Удар был сильный. Колени со всего маху влетели в грудь и полностью выбили воздух из лёгких. Уже через мгновение я пролетел несколько метров вниз по склону, и с разгона зарылся головой прямо в сугроб. Белая холодная масса плотно залепила лицо и окутала верхнюю часть тела. После неожиданного удара, проверившего на прочность большую часть мышц, сухожилий и костей грудной клетки, я совершенно обмяк и абсолютно не мог пошевелиться.
«Вдох, надо сделать вдох»,- мысленно говорил я себе, но ничего не получалось. Опустошённые лёгкие отказывались делать свою привычную работу, и ко мне отчётливо стало приходить понимание, что может быть - это последний день в моей короткой и даже крохотной жизни.
Зима, любимое время года, почти девять месяцев в году снег, пурга и невероятная белизна вокруг, как символ чистоты природы, как образ чего-то сокровенного, всего живого, прячущегося под этой громадной пористой толщей, не дающей доступ к несметным сокровищам летней тундры, как бы говоря — там всё моё, и пока, не время его отдавать.
Сейчас же на вершинах сопок свисали лавины, на которых каталась местная детвора, спускаясь, сидя на подрезанных ими же многометровых кучах снега, одно из немногих развлечений — бесплатный аттракцион со всегда неизвестным результатом такого катания - могло заживо завалить, иногда и заваливало.
До теплого периода было ещё далеко, также далеко, как до загадочного материка, который находился за пределами полуострова.
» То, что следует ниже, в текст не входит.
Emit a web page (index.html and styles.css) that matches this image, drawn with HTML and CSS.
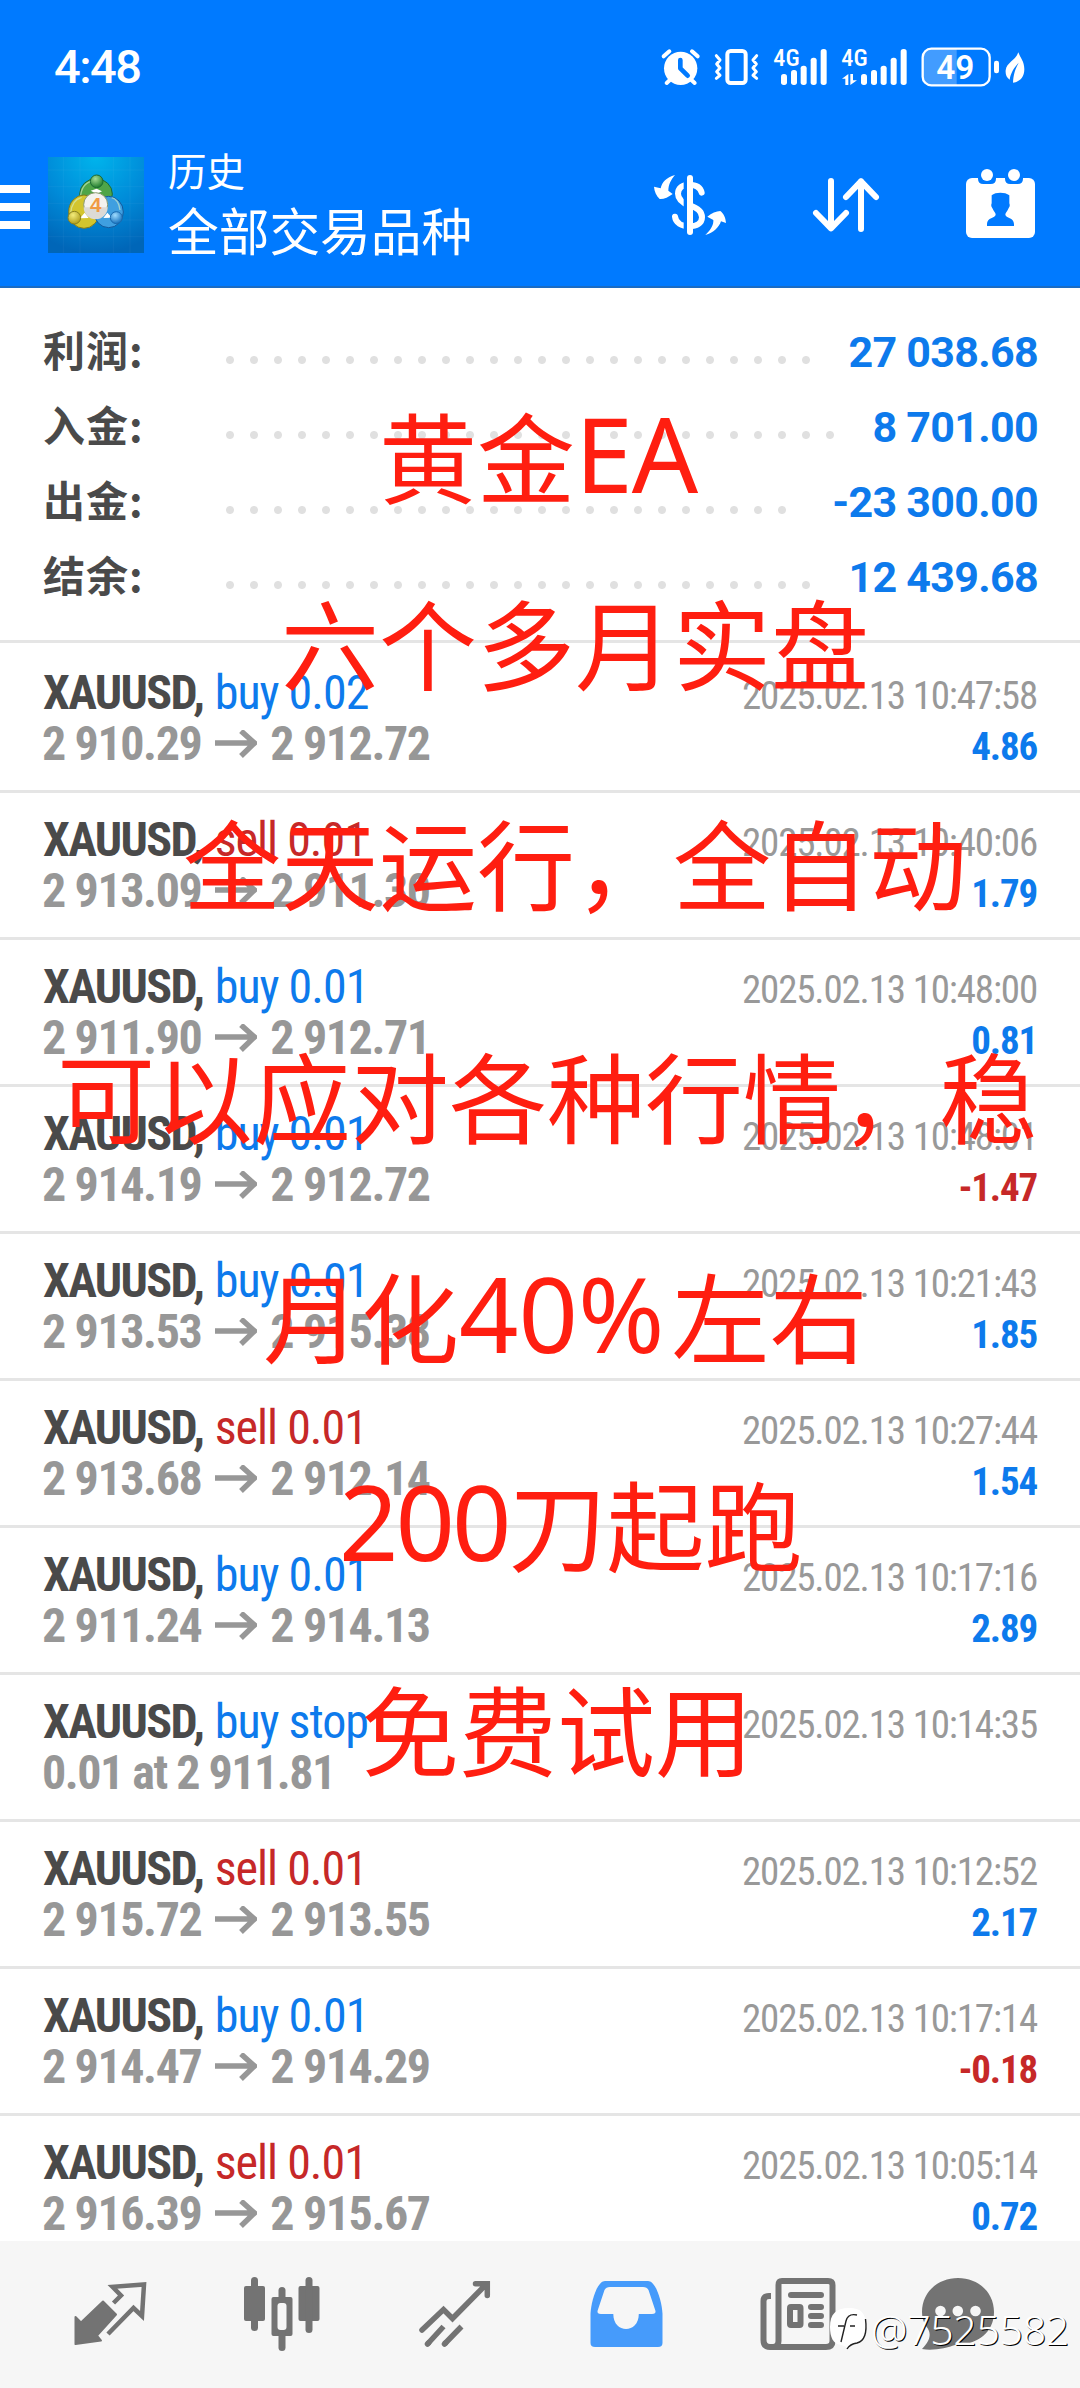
FILE: index.html
```
<!DOCTYPE html>
<html lang="zh-CN">
<head>
    <meta charset="UTF-8">
    <meta name="viewport" content="width=device-width, initial-scale=1.0">
    <title>历史</title>
    <link rel="stylesheet" href="styles.css">
</head>
<body>
    <div class="screen">
        <div class="status">
            <span class="time">4:48</span>
            <div class="status-icons">
                <!-- alarm -->
                <svg width="40" height="38" viewBox="0 0 120 114" fill="none" stroke="#fff" stroke-linecap="round">
                    <circle cx="59" cy="61" r="50" fill="#fff" stroke="none"/>
                    <path d="M8 25L25 10M93 10L110 25M29 94L17 105M89 94L101 105" stroke-width="12"/>
                    <path d="M58 36V61L80 83" stroke="#007aff" stroke-width="14" stroke-linejoin="round"/>
                </svg>
                <!-- vibrate -->
                <svg class="vibrate" width="47" height="38" viewBox="0 0 141 114" fill="none" stroke="#fff" stroke-width="12" stroke-linecap="round" stroke-linejoin="round">
                    <rect x="43" y="9" width="55" height="96" rx="10"/>
                    <path d="M10 23L21 36L11 48L21 60L11 71L21 82L10 91M131 23L120 36L130 48L120 60L130 71L120 82L131 91" stroke-width="9"/>
                </svg>
                <svg width="55" height="38" viewBox="0 0 165 114" fill="#fff">
                    <text class="net" x="1" y="55" textLength="79" lengthAdjust="spacingAndGlyphs">4G</text>
                    <rect x="24" y="78" width="18" height="33" rx="8"/>
                    <rect x="54" y="66" width="18" height="45" rx="8"/>
                    <rect x="83" y="53" width="18" height="58" rx="8"/>
                    <rect x="113" y="29" width="18" height="82" rx="8"/>
                    <rect x="143" y="3" width="18" height="108" rx="8"/>
                </svg>
                <svg width="67" height="38" viewBox="0 0 201 114" fill="#fff">
                    <text class="net" x="1" y="55" textLength="79" lengthAdjust="spacingAndGlyphs">4G</text>
                    <path d="M22 78V111H13V92H3ZM28 78H36V97H48L28 111Z"/>
                    <rect x="60" y="78" width="18" height="33" rx="8"/>
                    <rect x="90" y="66" width="18" height="45" rx="8"/>
                    <rect x="119" y="53" width="18" height="58" rx="8"/>
                    <rect x="149" y="29" width="18" height="82" rx="8"/>
                    <rect x="179" y="3" width="18" height="108" rx="8"/>
                </svg>
                <!-- battery -->
                <svg width="79" height="40" viewBox="0 0 237 120">
                    <path d="M30 5H107V115H30Q5 115 5 90V30Q5 5 30 5Z" fill="#fff" fill-opacity=".26"/>
                    <rect x="5" y="5" width="201" height="110" rx="26" fill="none" stroke="#fff" stroke-width="7"/>
                    <rect x="219" y="41" width="15" height="38" rx="7" fill="#fff"/>
                    <text class="level" x="103" y="97" text-anchor="middle">49</text>
                </svg>
                <svg class="leaf" width="20" height="31" viewBox="0 0 60 93">
                    <path d="M40 1C46 18 58 28 58 52C58 78 42 90 24 92C25 66 32 48 41 32C28 46 17 62 14 83C4 76 1 66 2 55C5 30 32 26 40 1Z" fill="#fff"/>
                </svg>
            </div>
        </div>

        <div class="appbar">
            <div class="menu"><i></i><i></i><i></i></div>
            <svg class="logo" width="96" height="96" viewBox="24 21 288 288">
                <defs>
                    <radialGradient id="sky" cx=".5" cy="0" r="1"><stop offset="0" stop-color="#00b4ec"/><stop offset=".55" stop-color="#008ad8"/><stop offset="1" stop-color="#0066b8"/></radialGradient>
                    <radialGradient id="green" cx=".4" cy=".3" r=".7"><stop offset="0" stop-color="#a5dc96"/><stop offset="1" stop-color="#1f7d2c"/></radialGradient>
                    <radialGradient id="gold" cx=".4" cy=".3" r=".7"><stop offset="0" stop-color="#f3ec7c"/><stop offset="1" stop-color="#b09e1c"/></radialGradient>
                    <radialGradient id="blue" cx=".4" cy=".3" r=".7"><stop offset="0" stop-color="#9fdcff"/><stop offset="1" stop-color="#1470bd"/></radialGradient>
                </defs>
                <rect x="24" y="21" width="288" height="288" fill="url(#sky)"/>
                <path d="M24 60H312M24 110H312M24 160H312M24 210H312M24 260H312M70 21V309M120 21V309M220 21V309M270 21V309" stroke="#fff" stroke-opacity=".04" stroke-width="3"/>
                <g stroke-width="3">
                    <ellipse cx="168" cy="132" rx="49" ry="46" fill="#4fa548" stroke="#1c6b35"/>
                    <ellipse cx="132" cy="185" rx="46" ry="50" fill="#d3c52e" stroke="#7f7a20"/>
                    <ellipse cx="206" cy="186" rx="44" ry="47" fill="#3f9fe0" stroke="#13599c"/>
                    <path d="M122 135Q128 95 165 92M92 190Q95 150 125 142M240 180Q236 148 215 143" fill="none" stroke="#d9f0c8" stroke-opacity=".6" stroke-width="4"/>
                    <path d="M120 205L134 188L146 204ZM216 203L202 188L190 204ZM152 122L170 116L186 124L170 132Z" fill="#fff"/>
                    <circle cx="170" cy="94" r="19" fill="url(#green)" stroke="#1c6b35"/>
                    <circle cx="103" cy="203" r="19" fill="url(#gold)" stroke="#8a8220"/>
                    <circle cx="229" cy="203" r="18" fill="url(#blue)" stroke="#1a6bb0"/>
                    <circle cx="167" cy="164" r="36" fill="#f4f2ee" stroke="#8a9a70"/>
                </g>
                <path d="M131 172H203A36 36 0 0 1 131 172Z" fill="#dcdad6"/>
                <text class="four" x="167" y="186" text-anchor="middle">4</text>
            </svg>
            <div class="titles">
                <p class="small">历史</p>
                <p class="large">全部交易品种</p>
            </div>
            <div class="actions">
                <svg width="74" height="62" viewBox="0 0 222 186" fill="none" stroke="#fff" stroke-linecap="round">
                    <path d="M146 56C142 38 126 32 108 32C88 32 75 42 75 59C75 76 92 88 110 95C132 101 147 112 147 130C147 148 130 157 110 157C85 157 68 146 66 128" stroke-width="18"/>
                    <path d="M97 10V176" stroke="#007aff" stroke-width="10" stroke-linecap="butt"/>
                    <path d="M111 12V174" stroke-width="18"/>
                    <path d="M66 3C40 10 27 25 23 43L3 38C4 52 10 66 20 75C32 76 46 70 59 60L46 50C46 32 54 17 66 3ZM157 183C176 165 182 150 181 138L163 128C176 118 190 111 202 111C212 118 218 132 219 147L204 142C198 160 182 176 157 183Z" fill="#fff" stroke="none"/>
                </svg>
                <svg width="68" height="56" viewBox="0 0 204 168" fill="none" stroke="#fff" stroke-width="18" stroke-linecap="round" stroke-linejoin="round">
                    <path d="M57 12V154M12 108L57 154L102 108M147 156V13M102 60L147 13L192 60"/>
                </svg>
                <svg class="calendar" width="71" height="71" viewBox="0 0 213 213">
                    <rect x="3" y="30" width="207" height="180" rx="18" fill="#fff"/>
                    <path d="M39 26H93V32Q93 48 77 48H55Q39 48 39 32ZM120 26H174V32Q174 48 158 48H136Q120 48 120 32ZM80 82C92 72 120 72 133 82V106C136 114 133 118 130 122C127 130 121 134 121 140C122 150 147 148 147 168V174H66V168C66 148 91 150 92 140C92 134 86 130 83 122C80 118 77 114 80 106Z" fill="#007aff"/>
                    <circle cx="66" cy="21" r="18" fill="#fff"/>
                    <circle cx="147" cy="21" r="18" fill="#fff"/>
                </svg>
            </div>
        </div>

        <div class="summary">
            <div class="sum"><span class="name">利润:</span><span class="dots"></span><span class="total">27 038.68</span></div>
            <div class="sum"><span class="name">入金:</span><span class="dots"></span><span class="total">8 701.00</span></div>
            <div class="sum"><span class="name">出金:</span><span class="dots"></span><span class="total">-23 300.00</span></div>
            <div class="sum"><span class="name">结余:</span><span class="dots"></span><span class="total">12 439.68</span></div>
        </div>

        <svg class="defs" width="0" height="0">
            <symbol id="arrow" viewBox="0 0 42 30"><path d="M0 13H39M26 1L39.500 13L26 26" fill="none" stroke="currentColor" stroke-width="5.500"/></symbol>
        </svg>

        <div class="deals">
            <div class="deal">
                <div class="line"><p><b>XAUUSD, </b><span class="buy">buy 0.02</span></p><time>2025.02.13 10:47:58</time></div>
                <div class="line"><p class="price">2 910.29<svg><use href="#arrow"/></svg>2 912.72</p><em class="plus">4.86</em></div>
            </div>
            <div class="deal">
                <div class="line"><p><b>XAUUSD, </b><span class="sell">sell 0.01</span></p><time>2025.02.13 10:40:06</time></div>
                <div class="line"><p class="price">2 913.09<svg><use href="#arrow"/></svg>2 911.30</p><em class="plus">1.79</em></div>
            </div>
            <div class="deal">
                <div class="line"><p><b>XAUUSD, </b><span class="buy">buy 0.01</span></p><time>2025.02.13 10:48:00</time></div>
                <div class="line"><p class="price">2 911.90<svg><use href="#arrow"/></svg>2 912.71</p><em class="plus">0.81</em></div>
            </div>
            <div class="deal">
                <div class="line"><p><b>XAUUSD, </b><span class="buy">buy 0.01</span></p><time>2025.02.13 10:48:01</time></div>
                <div class="line"><p class="price">2 914.19<svg><use href="#arrow"/></svg>2 912.72</p><em class="minus">-1.47</em></div>
            </div>
            <div class="deal">
                <div class="line"><p><b>XAUUSD, </b><span class="buy">buy 0.01</span></p><time>2025.02.13 10:21:43</time></div>
                <div class="line"><p class="price">2 913.53<svg><use href="#arrow"/></svg>2 915.38</p><em class="plus">1.85</em></div>
            </div>
            <div class="deal">
                <div class="line"><p><b>XAUUSD, </b><span class="sell">sell 0.01</span></p><time>2025.02.13 10:27:44</time></div>
                <div class="line"><p class="price">2 913.68<svg><use href="#arrow"/></svg>2 912.14</p><em class="plus">1.54</em></div>
            </div>
            <div class="deal">
                <div class="line"><p><b>XAUUSD, </b><span class="buy">buy 0.01</span></p><time>2025.02.13 10:17:16</time></div>
                <div class="line"><p class="price">2 911.24<svg><use href="#arrow"/></svg>2 914.13</p><em class="plus">2.89</em></div>
            </div>
            <div class="deal">
                <div class="line"><p><b>XAUUSD, </b><span class="buy">buy stop</span></p><time>2025.02.13 10:14:35</time></div>
                <div class="line"><p class="price order">0.01 at 2 911.81</p></div>
            </div>
            <div class="deal">
                <div class="line"><p><b>XAUUSD, </b><span class="sell">sell 0.01</span></p><time>2025.02.13 10:12:52</time></div>
                <div class="line"><p class="price">2 915.72<svg><use href="#arrow"/></svg>2 913.55</p><em class="plus">2.17</em></div>
            </div>
            <div class="deal">
                <div class="line"><p><b>XAUUSD, </b><span class="buy">buy 0.01</span></p><time>2025.02.13 10:17:14</time></div>
                <div class="line"><p class="price">2 914.47<svg><use href="#arrow"/></svg>2 914.29</p><em class="minus">-0.18</em></div>
            </div>
            <div class="deal">
                <div class="line"><p><b>XAUUSD, </b><span class="sell">sell 0.01</span></p><time>2025.02.13 10:05:14</time></div>
                <div class="line"><p class="price">2 916.39<svg><use href="#arrow"/></svg>2 915.67</p><em class="plus">0.72</em></div>
            </div>
        </div>

        <div class="tabs">
            <a class="tab">
                <svg width="76" height="68" viewBox="0 0 76 68">
                    <path d="M3.500 64L3.500 37L9 42.500L31 21.500L44 34.500L25 55.500L29 60.500Z" fill="#737373" stroke="#737373" stroke-width="2" stroke-linejoin="round"/>
                    <path d="M41.500 23L49 15.500L40.500 6.800L72 4.500L70 36L61.500 28L36 54" fill="none" stroke="#737373" stroke-width="4.500"/>
                </svg>
            </a>
            <a class="tab">
                <svg width="76" height="76" viewBox="0 0 76 76" fill="#737373">
                    <rect x="0" y="10" width="21" height="35" rx="2"/>
                    <rect x="7" y="1" width="7" height="54" rx="3.500"/>
                    <rect x="27.500" y="21" width="21" height="39" rx="2"/>
                    <rect x="34.500" y="11" width="7" height="20" rx="3.500"/>
                    <rect x="34.500" y="50" width="7" height="25" rx="3.500"/>
                    <rect x="33.500" y="27" width="9" height="27" rx="3" fill="#f6f6f6"/>
                    <rect x="54.500" y="10" width="21" height="35" rx="2"/>
                    <rect x="61.500" y="1" width="7" height="56" rx="3.500"/>
                </svg>
            </a>
            <a class="tab">
                <svg width="75" height="70" viewBox="0 0 75 70" fill="none" stroke="#737373" stroke-width="5.500">
                    <path d="M5 51L26.500 30.500L35.500 39.500L69 5.500M58.500 4.700H70.300V16.500" stroke-linecap="round"/>
                    <path d="M26.500 47.500L10.500 65M44.500 47.500L27.500 65"/>
                    <path d="M11.500 64L10.500 65M28.500 64L27.500 65" stroke-linecap="round"/>
                </svg>
            </a>
            <a class="tab">
                <svg width="73" height="68" viewBox="0 0 73 68">
                    <path d="M15 1H58C66 1 72 22 72.500 34V63Q72.500 67 68 67H5Q.5 67 .5 63V34C1 22 7 1 15 1Z" fill="#469bfb"/>
                    <path d="M20 7H53Q57 7 58.500 10L65.500 31Q66 34 62 34H48.800C48.800 54 23.300 54 23.300 34H11Q7 34 7.500 31L14.500 10Q16 7 20 7Z" fill="#f6f6f6"/>
                </svg>
            </a>
            <a class="tab">
                <svg width="76" height="74" viewBox="0 0 76 74" fill="none" stroke="#737373" stroke-width="6">
                    <path d="M11 19H9Q3.500 19 3.500 24V63Q3.500 70 10 70H66Q72.500 70 72.500 64V8Q72.500 4 68 4H22Q18.500 4 18.500 8V64Q18.500 70 13 70"/>
                    <path d="M31 18H61M51 30H61M51 39H61M51 48H61" stroke-linecap="round"/>
                    <rect x="30" y="30" width="10.500" height="18" rx="1"/>
                </svg>
            </a>
            <a class="tab chat">
                <svg width="74" height="74" viewBox="0 0 74 74" fill="#737373">
                    <path d="M37 1C57 1 73 15 73 35C73 55 57 68 34 68C26 71 12 74 1 72C8 65 12 57 5 49C2 44 1 40 1 35C1 15 17 1 37 1Z"/>
                    <circle cx="19.500" cy="34" r="5.300" fill="#f6f6f6"/>
                    <circle cx="36.800" cy="34" r="5.300" fill="#f6f6f6"/>
                    <circle cx="54.500" cy="34" r="5.300" fill="#f6f6f6"/>
                </svg>
            </a>
        </div>

        <!-- promo text over the list -->
        <div class="promo">
            <p class="p1">黄金<span>EA</span></p>
            <p class="p2">六个多月实盘</p>
            <p class="p3">全天运行，全自动</p>
            <p class="p4">可以应对各种行情，稳</p>
            <p class="p5">月化<span>40%</span>左右</p>
            <p class="p6"><span>200</span>刀起跑</p>
            <p class="p7">免费试用</p>
        </div>

        <div class="mark">
            <svg width="40" height="44" viewBox="0 0 40 44">
                <path d="M20 1C33 1 37 7 37 20C37 33 32 36 25 38Q21 39 19 43Q18 39 12 38C4 37 1 30 1 20C1 7 7 1 20 1Z" fill="#fff"/>
                <path d="M36.500 12C38 24 36 34 28 36Q21 37 18 42M28 8Q19 6 17 14L12 35M9 19H15M21 19H26" fill="none" stroke="#222" stroke-width="1.400"/>
            </svg>
            <span>@7525582</span>
        </div>
    </div>
</body>
</html>
```
FILE: styles.css
```
* {
    padding: 0;
    margin: 0;
    box-sizing: border-box;
}

body {
    width: 1080px;
    background: #fff;
    font-family: Roboto, "Noto Sans CJK SC", sans-serif;
}

.screen {
    position: relative;
    display: flex;
    flex-direction: column;
    height: 2388px;
    overflow: hidden;
}

svg {
    display: block;
    flex: none;
    overflow: visible;
}

.defs {
    position: absolute;
}

/* status bar */
.status {
    display: flex;
    align-items: center;
    justify-content: space-between;
    flex: none;
    height: 134px;
    padding: 0 55px 0 54px;
    background: #007aff;
    color: #fff;
}

.time {
    font-size: 47px;
    font-weight: 500;
    letter-spacing: -1.5px;
    line-height: 60px;
}

.status-icons {
    display: flex;
    align-items: center;
    gap: 13px;
}

.vibrate {
    margin-left: -1px;
}

.leaf {
    margin-left: -8px;
}

.net {
    font: 500 74px "Roboto Condensed", Roboto, sans-serif;
}

.level {
    font: 600 100px Roboto, sans-serif;
    fill: #fff;
}

/* app bar */
.appbar {
    display: flex;
    align-items: center;
    flex: none;
    height: 154px;
    padding: 0 44px 10px 0;
    background: #007aff;
    border-bottom: 2px solid #1a6cc4;
    color: #fff;
}

.menu {
    display: flex;
    flex-direction: column;
    gap: 10px;
    width: 30px;
    margin-top: 4px;
}

.menu i {
    height: 8px;
    background: #fff;
}

.logo {
    margin-left: 18px;
    overflow: hidden;
}

.four {
    font: bold 62px "Liberation Sans", sans-serif;
    fill: #f09a45;
}

.titles {
    margin: -12px 0 0 24px;
    font-family: "Noto Sans CJK SC", sans-serif;
    line-height: 60px;
}

.small {
    font-size: 38.5px;
}

.large {
    font-size: 50.7px;
}

.actions {
    display: flex;
    align-items: center;
    gap: 85px;
    margin-left: auto;
}

.calendar {
    margin-top: -3px;
}

/* totals */
.summary {
    flex: none;
    height: 352px;
    padding: 23px 42px 0 43px;
}

.sum {
    display: flex;
    align-items: baseline;
    height: 75px;
    line-height: 75px;
    font-size: 42px;
    font-weight: bold;
}

.name {
    width: 175px;
    font-family: "Noto Sans CJK SC", sans-serif;
    letter-spacing: 1px;
    color: #4a4a4a;
}

.dots {
    flex: 1;
    align-self: stretch;
    background: radial-gradient(circle, #e0e0e0 3.5px, transparent 4.5px) 0 37px / 24px 24px repeat-x;
}

.total {
    margin-left: 31px;
    font-size: 43px;
    letter-spacing: -0.7px;
    color: #0d7aec;
}

/* deals */
.deals {
    flex: 1;
    min-height: 0;
    overflow: hidden;
    font-family: "Roboto Condensed", Roboto, sans-serif;
}

.deal {
    height: 147px;
    padding: 21px 43px 0;
    border-top: 3px solid #e5e5e5;
}

.deal:first-child {
    height: 150px;
    padding-top: 24px;
}

.line {
    display: flex;
    align-items: baseline;
    justify-content: space-between;
    height: 51px;
    line-height: 51px;
    font-size: 48px;
    white-space: pre;
}

.line b {
    letter-spacing: -1.65px;
    color: #4a4a4a;
}

.buy,
.sell {
    margin-left: 2px;
    letter-spacing: -1px;
}

.buy,
.plus {
    color: #0d7aec;
}

.sell,
.minus {
    color: #c62828;
}

.line time {
    font-size: 39px;
    letter-spacing: -1.17px;
    color: #999;
}

.line em {
    font-size: 39px;
    font-style: normal;
    font-weight: bold;
    letter-spacing: -1.2px;
}

.price {
    margin-left: -1px;
    font-weight: bold;
    letter-spacing: -1.4px;
    color: #979797;
}

.order {
    letter-spacing: -1.5px;
}

.price svg {
    display: inline;
    width: 42px;
    height: 30px;
    margin: 0 13px 0 14px;
    vertical-align: baseline;
}

/* bottom tabs */
.tabs {
    display: flex;
    align-items: center;
    gap: 96px;
    flex: none;
    height: 147px;
    padding: 0 0 2px 72px;
    background: #f6f6f6;
}

.tab {
    display: flex;
    justify-content: center;
    flex: none;
    width: 76px;
}

.chat {
    margin-left: -12px;
}

/* promo text */
.promo p {
    position: absolute;
    font: 98px/98px "Noto Sans CJK SC", sans-serif;
    color: #ff1e10;
    white-space: nowrap;
}

.promo span {
    position: relative;
    top: -3px;
    font: 104px/0 "Noto Sans", sans-serif;
}

.promo .p1 { left: 379px; top: 404px; }
.promo .p2 { left: 281px; top: 591px; }
.promo .p3 { left: 183px; top: 811px; }
.promo .p4 { left: 57px; top: 1044px; }
.promo .p5 { left: 263px; top: 1264px; }
.promo .p6 { left: 339px; top: 1472px; }
.promo .p7 { left: 361px; top: 1677px; }

.promo .p1 span { letter-spacing: -1px; }
.promo .p5 span { margin-right: 7px; }
.promo .p6 span { letter-spacing: -3px; }

.mark {
    position: absolute;
    left: 829px;
    top: 2307px;
    display: flex;
    align-items: center;
    gap: 2px;
    color: #fff;
}

.mark span {
    font: 300 41px/44px "Noto Sans", sans-serif;
    letter-spacing: -0.3px;
    text-shadow: 1px 1px 0 #000;
}
```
Вообще всё, что дальше от Камчатки на запад — это был материк. Местные всегда говорили, что поедут на материк или интересовались погодой на материке. В понятие материк каждый камчадал вкладывает смысл совершенно любого другого места нашей огромной страны, да и мира в целом, наверное. Так вот, на материке были все четыре времени года, а здесь только лишь три, ведь весна плавно перетекала в осень, а между осенью и весной, как обычно — зима. А как же лето, спросите вы?
Камчатское пятнадцатиградусное лето на побережье Охотского моря я тоже очень любил, хотя и бегал на улице в течении этих "летних" месяцев в свитерочке, балониевой курточке и вязаной шапочке. Лето было - но слишком мало. Особенно хороши были две невероятные недели в конце августа, когда всё живое вокруг начинало медленно умирать, и как это ни странно, одновременно оживать ярчайшими красками, наполняя тундру и сопки такими цветными картинами, что даже умелый художник не смог бы выдумать, а после подобрать такие сочные оттенки, чтобы повторить всё великолепие окружающего мира, превращающегося в тот период в огромный кем-то сотканный ковёр, раскинутый по полуострову с заботой о всех нас, веющей невероятной теплотой домашнего уюта и согревающей сердца перед долгим жизненным циклом с температурой ниже нуля.
«Саша! Саша, ты слышишь меня! Саша, что с тобой!?»,- это голос пробивался в мои уши даже через сугроб, конечно, кричала мама с балкона, которая видела, как я, катаясь с горы, врезался во что-то под снегом и вылетел с санок вниз, а теперь лежал без движения. Если бы я только мог ответить ей или пошевелиться, она бы прекратила истерику и выпустила из рук балконный поручень, который, будучи до смерти напуганной из-за меня, стиснула мёртвой хваткой. Она просто не могла отпустить руки, чтобы спуститься с третьего этажа и выбежать на улицу. Мне было страшно не меньше чем ей, но она продолжала кричать, пытаясь хотя бы голосом помочь: «Саша, сынок, ты можешь дышать!? Саша, ты меня слышишь!? Саша не молчи, скажи хоть слово — это я твоя мама!»
Прошло совсем немного времени, не больше пары минут с тех пор, как я выбил собственными коленями воздух из груди.
Я знал это наверняка, потому что за пол года до этого тренировался задерживать дыхание, чтобы уметь плавать под водой в бассейне с горячей термальной водой, который находился прямо под открытым небом в 18 километрах от нашего посёлка, и мне так нравилось там нырять.
Но сейчас я нырнул в сугроб и понял, что натренированные полторы минуты без воздуха кончились и чувствовал, что вот-вот задохнусь. И тут, кто-то дёрнул меня за капюшон, вытащил из сугроба и повернул лицом вверх. Открыв замёрзшие веки, я увидел голубое небо и соседского пацана, который, наконец, пробрался по пояс в снегу и вытащил меня. В этот момент скованные мышцы сместились, вышли из ступора, лёгкие вновь заработали, и я жадно вдохнул эту жизнь полной грудью, даже не представляя какой интересной она окажется много лет спустя.